§ INPUT MATERIAL

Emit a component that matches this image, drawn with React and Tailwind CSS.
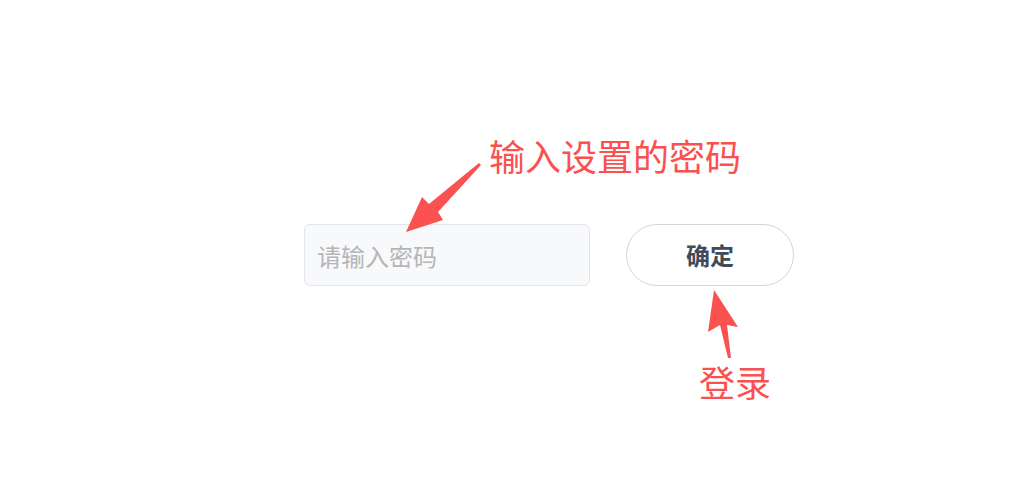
---
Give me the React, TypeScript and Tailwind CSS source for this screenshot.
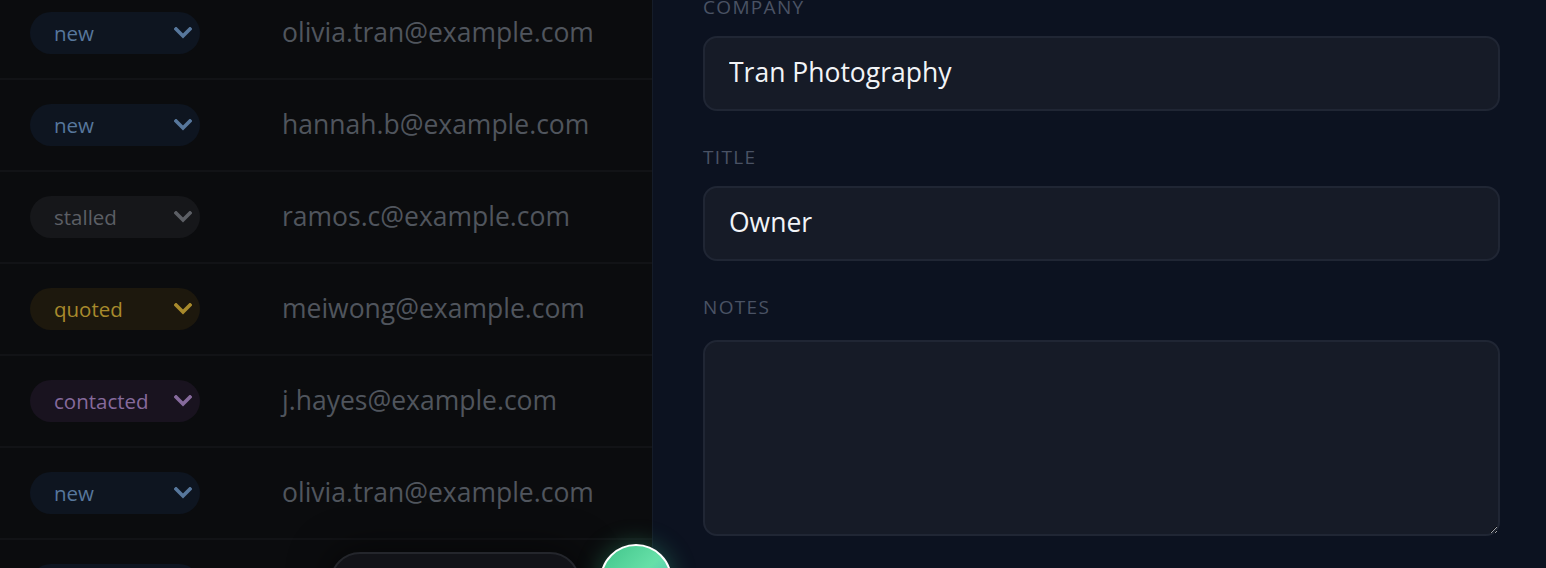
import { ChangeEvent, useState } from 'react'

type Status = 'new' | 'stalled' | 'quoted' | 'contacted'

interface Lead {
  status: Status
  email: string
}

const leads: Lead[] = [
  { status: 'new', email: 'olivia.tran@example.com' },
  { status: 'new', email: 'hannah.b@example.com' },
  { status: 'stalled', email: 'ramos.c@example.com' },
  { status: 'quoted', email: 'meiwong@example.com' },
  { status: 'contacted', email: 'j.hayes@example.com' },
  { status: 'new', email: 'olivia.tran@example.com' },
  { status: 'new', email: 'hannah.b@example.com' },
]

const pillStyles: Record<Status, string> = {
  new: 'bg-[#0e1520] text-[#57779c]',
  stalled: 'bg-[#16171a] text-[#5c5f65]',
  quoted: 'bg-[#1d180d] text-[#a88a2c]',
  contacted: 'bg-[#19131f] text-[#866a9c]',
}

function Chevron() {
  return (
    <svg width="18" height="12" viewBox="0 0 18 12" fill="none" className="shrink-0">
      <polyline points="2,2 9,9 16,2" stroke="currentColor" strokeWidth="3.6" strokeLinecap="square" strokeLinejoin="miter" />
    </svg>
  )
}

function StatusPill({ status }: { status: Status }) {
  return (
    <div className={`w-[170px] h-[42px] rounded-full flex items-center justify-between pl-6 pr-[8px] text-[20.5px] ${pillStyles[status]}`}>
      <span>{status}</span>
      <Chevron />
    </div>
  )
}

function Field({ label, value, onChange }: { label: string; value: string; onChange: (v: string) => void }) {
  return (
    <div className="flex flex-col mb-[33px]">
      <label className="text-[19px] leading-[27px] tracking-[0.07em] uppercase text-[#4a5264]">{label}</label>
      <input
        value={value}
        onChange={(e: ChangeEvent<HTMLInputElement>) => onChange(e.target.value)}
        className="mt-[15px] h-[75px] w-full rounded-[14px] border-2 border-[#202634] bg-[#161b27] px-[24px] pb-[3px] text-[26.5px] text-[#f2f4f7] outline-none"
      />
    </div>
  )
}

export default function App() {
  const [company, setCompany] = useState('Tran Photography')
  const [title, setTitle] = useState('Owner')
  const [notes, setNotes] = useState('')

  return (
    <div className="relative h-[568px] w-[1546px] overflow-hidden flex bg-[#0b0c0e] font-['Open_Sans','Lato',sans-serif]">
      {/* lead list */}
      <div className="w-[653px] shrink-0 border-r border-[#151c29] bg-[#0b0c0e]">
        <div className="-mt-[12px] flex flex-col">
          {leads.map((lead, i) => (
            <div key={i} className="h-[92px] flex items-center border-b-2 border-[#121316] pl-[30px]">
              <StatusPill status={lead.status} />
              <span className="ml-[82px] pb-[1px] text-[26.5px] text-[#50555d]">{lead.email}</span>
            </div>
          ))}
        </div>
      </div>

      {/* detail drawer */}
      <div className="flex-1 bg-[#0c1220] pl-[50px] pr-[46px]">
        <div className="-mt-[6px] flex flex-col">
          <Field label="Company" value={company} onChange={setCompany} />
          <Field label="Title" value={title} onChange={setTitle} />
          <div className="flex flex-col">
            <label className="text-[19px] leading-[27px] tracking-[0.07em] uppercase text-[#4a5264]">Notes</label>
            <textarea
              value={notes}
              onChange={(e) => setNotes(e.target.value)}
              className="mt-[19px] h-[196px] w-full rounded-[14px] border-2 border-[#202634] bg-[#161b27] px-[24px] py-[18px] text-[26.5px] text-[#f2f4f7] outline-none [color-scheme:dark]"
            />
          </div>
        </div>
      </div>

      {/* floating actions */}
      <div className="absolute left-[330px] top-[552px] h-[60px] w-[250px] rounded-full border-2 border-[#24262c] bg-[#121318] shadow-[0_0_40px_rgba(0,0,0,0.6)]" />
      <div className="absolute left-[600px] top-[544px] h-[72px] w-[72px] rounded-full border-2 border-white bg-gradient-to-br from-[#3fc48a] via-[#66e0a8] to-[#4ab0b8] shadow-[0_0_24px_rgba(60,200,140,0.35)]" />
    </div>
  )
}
--
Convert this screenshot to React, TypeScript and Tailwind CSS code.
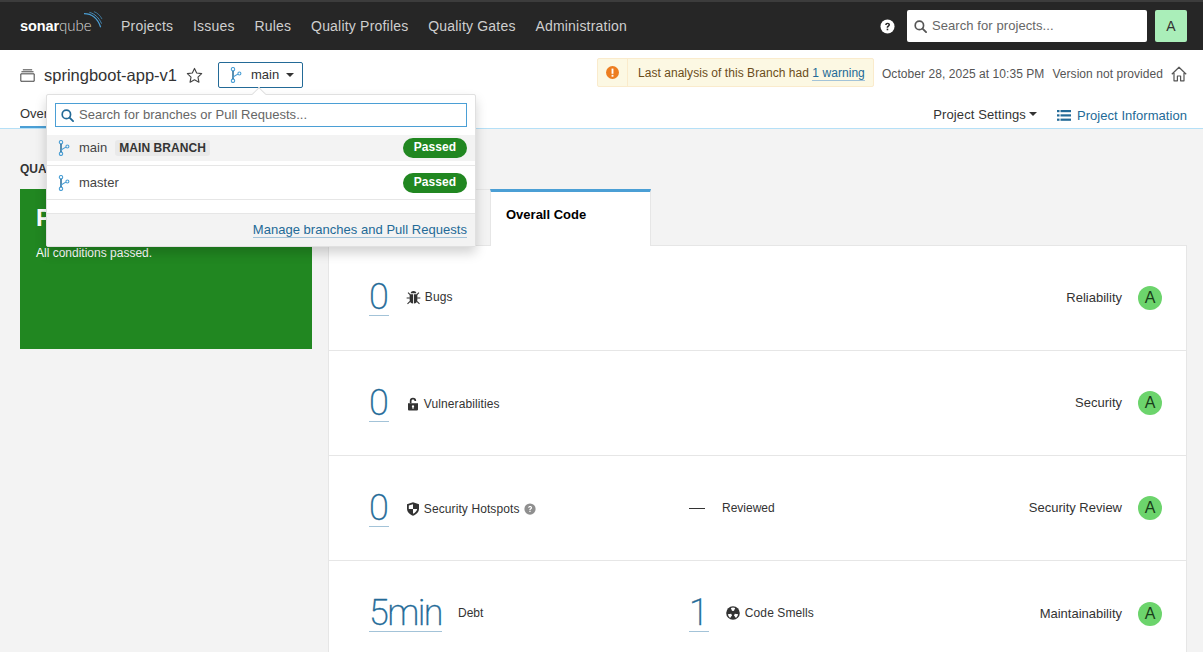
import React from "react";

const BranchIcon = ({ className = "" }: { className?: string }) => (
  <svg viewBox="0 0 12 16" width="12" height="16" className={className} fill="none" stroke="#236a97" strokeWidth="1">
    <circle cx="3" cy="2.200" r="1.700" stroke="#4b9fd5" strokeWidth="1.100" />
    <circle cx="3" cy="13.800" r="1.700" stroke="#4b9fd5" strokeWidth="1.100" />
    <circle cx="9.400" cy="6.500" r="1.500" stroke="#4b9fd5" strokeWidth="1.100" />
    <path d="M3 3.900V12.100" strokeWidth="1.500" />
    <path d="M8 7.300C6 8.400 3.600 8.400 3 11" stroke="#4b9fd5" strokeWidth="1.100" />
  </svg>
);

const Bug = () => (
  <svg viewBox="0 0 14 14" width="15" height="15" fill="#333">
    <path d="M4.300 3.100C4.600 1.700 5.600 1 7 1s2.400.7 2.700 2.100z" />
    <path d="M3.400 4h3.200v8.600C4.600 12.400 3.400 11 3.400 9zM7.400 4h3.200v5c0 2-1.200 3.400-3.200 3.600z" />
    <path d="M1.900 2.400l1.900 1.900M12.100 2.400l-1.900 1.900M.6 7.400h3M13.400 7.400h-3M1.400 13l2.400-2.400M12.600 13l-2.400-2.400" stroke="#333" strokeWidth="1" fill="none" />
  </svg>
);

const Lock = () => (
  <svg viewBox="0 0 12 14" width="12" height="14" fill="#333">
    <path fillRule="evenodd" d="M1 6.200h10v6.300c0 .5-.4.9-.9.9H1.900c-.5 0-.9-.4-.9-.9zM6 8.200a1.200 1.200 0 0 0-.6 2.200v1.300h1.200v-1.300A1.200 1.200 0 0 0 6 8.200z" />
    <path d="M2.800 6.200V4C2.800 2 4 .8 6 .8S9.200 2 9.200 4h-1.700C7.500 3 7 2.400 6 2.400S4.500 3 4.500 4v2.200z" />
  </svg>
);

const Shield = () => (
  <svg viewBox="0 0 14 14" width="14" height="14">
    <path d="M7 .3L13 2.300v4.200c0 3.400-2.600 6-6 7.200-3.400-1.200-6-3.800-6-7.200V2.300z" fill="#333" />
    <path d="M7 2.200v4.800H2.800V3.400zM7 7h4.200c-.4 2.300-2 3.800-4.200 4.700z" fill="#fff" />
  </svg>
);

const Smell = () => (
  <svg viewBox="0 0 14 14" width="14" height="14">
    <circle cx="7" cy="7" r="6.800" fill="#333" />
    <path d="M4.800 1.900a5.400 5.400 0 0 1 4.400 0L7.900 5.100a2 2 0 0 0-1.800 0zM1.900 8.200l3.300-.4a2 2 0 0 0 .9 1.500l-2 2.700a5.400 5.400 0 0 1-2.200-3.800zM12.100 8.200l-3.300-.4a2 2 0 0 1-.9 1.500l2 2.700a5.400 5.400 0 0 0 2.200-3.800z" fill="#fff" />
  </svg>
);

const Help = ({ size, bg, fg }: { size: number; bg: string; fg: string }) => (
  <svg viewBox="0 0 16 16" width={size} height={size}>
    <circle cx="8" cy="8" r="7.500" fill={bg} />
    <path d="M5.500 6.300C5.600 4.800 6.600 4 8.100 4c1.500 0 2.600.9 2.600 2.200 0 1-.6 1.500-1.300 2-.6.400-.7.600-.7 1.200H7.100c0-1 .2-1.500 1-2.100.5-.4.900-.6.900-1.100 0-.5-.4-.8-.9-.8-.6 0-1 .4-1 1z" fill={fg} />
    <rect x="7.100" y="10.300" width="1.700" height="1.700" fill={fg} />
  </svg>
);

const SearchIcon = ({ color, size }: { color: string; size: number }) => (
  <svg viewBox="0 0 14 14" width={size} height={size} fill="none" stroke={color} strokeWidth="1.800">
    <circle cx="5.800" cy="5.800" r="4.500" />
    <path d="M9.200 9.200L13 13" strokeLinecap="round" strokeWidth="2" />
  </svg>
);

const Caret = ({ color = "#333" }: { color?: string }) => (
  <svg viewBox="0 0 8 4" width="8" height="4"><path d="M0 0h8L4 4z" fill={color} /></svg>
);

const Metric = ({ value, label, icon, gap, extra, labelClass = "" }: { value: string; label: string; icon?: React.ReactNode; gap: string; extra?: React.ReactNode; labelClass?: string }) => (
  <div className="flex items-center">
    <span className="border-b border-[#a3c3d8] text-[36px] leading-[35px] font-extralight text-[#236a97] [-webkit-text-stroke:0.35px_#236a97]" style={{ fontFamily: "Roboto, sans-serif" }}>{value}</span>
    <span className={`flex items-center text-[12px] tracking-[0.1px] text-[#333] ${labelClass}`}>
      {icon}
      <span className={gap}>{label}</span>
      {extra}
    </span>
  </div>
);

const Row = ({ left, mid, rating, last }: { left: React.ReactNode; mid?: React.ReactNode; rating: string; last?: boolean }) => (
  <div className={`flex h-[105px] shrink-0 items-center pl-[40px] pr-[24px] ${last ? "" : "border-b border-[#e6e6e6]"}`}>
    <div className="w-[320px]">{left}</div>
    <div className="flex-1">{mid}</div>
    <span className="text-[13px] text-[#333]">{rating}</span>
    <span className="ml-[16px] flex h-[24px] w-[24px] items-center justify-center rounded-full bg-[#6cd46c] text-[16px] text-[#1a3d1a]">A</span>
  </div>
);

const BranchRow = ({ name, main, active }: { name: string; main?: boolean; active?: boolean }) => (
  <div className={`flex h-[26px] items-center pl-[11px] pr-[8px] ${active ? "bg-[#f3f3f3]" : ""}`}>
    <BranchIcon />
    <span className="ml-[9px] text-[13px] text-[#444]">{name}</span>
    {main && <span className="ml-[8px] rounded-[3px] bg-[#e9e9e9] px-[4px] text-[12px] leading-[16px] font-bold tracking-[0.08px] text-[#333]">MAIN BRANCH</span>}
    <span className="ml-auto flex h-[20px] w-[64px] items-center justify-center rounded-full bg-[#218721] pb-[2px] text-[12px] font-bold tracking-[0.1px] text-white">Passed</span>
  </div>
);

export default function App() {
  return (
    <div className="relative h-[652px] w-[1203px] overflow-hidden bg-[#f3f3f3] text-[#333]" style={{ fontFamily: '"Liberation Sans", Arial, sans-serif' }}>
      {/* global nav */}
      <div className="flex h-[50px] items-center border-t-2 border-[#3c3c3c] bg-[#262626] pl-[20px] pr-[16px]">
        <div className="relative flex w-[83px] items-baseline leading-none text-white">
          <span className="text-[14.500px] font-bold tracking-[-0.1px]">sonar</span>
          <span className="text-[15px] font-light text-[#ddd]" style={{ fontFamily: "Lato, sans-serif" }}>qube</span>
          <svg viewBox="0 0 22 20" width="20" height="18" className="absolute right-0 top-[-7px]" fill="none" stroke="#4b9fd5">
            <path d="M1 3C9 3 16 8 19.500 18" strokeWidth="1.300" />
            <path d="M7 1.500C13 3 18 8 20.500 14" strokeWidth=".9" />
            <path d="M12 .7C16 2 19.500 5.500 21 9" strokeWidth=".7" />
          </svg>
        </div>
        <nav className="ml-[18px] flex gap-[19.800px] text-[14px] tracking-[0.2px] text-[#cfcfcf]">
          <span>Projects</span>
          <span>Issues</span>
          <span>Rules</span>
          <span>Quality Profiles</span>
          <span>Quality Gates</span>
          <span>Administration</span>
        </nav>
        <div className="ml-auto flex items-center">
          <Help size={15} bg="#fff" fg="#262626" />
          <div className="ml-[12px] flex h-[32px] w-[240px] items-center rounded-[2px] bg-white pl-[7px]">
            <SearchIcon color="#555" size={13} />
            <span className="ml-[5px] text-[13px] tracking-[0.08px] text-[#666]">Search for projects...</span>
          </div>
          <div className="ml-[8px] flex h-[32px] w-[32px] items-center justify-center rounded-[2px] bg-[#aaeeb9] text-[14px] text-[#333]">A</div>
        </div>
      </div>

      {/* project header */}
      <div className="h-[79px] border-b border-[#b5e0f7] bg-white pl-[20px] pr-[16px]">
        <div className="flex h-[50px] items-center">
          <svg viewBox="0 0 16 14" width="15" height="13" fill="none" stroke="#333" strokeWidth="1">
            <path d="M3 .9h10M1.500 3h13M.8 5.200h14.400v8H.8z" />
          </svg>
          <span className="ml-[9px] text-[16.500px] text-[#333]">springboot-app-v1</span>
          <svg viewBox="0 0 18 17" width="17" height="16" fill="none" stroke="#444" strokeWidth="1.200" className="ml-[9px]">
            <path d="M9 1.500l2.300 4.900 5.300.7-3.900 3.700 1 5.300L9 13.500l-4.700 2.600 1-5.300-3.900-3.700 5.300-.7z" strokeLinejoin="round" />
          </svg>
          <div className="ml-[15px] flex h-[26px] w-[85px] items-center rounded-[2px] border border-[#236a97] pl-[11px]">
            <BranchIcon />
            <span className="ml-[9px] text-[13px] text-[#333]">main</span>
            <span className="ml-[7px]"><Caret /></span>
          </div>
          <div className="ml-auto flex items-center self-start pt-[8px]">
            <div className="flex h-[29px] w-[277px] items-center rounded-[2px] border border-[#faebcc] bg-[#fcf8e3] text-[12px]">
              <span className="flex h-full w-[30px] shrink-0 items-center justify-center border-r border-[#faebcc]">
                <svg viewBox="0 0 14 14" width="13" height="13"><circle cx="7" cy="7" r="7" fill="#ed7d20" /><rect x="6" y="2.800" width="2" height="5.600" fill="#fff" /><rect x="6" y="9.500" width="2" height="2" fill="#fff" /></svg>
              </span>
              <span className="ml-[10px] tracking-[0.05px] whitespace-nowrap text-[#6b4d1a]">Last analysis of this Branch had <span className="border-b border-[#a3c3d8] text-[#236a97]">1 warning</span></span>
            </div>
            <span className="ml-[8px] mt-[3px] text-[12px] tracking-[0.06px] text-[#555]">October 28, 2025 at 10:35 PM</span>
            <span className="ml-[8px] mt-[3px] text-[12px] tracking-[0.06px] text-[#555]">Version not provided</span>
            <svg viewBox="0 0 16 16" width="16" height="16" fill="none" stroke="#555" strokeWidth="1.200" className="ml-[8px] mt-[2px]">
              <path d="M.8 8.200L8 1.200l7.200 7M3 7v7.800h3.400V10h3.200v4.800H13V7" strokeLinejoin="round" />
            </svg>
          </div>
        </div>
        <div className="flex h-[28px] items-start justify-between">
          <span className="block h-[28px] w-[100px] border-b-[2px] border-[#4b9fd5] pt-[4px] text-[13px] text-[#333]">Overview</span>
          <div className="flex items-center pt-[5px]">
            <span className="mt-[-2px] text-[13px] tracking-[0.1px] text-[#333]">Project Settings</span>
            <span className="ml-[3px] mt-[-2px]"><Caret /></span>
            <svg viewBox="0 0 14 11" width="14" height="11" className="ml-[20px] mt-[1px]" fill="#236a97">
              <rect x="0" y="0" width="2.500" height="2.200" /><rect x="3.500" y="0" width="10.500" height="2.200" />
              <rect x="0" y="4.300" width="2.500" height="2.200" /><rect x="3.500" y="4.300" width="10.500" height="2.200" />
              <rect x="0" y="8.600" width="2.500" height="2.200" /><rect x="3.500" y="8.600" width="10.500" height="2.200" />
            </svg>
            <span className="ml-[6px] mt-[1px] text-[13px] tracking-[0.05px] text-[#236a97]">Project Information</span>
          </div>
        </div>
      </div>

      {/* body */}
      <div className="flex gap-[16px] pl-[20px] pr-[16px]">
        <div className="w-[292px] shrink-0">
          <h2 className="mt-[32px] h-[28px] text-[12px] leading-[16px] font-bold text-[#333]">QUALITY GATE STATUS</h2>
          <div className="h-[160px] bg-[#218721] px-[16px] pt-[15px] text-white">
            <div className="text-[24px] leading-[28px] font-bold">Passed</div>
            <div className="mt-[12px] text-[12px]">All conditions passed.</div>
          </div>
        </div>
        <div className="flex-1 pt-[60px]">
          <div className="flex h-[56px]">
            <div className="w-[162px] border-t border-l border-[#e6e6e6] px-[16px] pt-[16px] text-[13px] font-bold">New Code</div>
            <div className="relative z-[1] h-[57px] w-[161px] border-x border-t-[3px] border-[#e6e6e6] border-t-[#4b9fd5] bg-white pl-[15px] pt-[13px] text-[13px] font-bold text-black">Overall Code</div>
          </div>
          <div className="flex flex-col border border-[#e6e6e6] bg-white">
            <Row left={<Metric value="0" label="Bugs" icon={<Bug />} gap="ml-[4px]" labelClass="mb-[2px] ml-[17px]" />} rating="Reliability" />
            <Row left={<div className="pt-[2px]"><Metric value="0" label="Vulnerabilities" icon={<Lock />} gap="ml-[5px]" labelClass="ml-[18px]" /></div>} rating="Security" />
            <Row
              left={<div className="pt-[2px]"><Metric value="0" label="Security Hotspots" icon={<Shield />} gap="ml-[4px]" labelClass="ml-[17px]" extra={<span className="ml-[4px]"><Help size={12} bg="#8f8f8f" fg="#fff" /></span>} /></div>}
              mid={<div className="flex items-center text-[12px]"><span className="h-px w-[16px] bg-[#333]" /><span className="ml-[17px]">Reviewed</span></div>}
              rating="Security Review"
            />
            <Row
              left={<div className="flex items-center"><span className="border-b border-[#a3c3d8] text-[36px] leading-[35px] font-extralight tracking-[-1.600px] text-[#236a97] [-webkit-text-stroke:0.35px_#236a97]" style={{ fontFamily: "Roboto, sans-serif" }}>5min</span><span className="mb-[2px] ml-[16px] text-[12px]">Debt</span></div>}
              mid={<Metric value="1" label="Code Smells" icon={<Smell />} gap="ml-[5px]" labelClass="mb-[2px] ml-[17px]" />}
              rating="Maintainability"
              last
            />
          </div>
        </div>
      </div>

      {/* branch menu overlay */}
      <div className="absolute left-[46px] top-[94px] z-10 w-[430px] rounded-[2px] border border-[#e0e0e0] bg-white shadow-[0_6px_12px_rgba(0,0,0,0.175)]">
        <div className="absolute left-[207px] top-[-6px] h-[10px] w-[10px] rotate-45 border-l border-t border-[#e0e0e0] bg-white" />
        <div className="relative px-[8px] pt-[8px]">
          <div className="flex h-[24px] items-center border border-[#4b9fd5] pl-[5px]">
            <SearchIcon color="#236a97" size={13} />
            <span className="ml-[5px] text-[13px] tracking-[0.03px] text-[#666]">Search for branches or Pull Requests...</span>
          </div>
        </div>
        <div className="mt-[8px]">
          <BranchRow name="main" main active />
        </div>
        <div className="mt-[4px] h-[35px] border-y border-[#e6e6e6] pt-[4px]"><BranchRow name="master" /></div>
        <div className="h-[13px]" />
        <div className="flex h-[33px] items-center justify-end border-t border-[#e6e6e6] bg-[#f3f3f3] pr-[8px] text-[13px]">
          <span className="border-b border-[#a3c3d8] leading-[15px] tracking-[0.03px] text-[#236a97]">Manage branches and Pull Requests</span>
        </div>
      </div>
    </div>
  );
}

§ GIVEN TASK
Repeat exactly, and only, the lines from the one containing "Convert this screenshot" through the one containing "import React from", both included, without the pictures.

§ SOLUTION TO THE EXERCISE
Convert this screenshot to React, TypeScript and Tailwind CSS code.
import React from "react";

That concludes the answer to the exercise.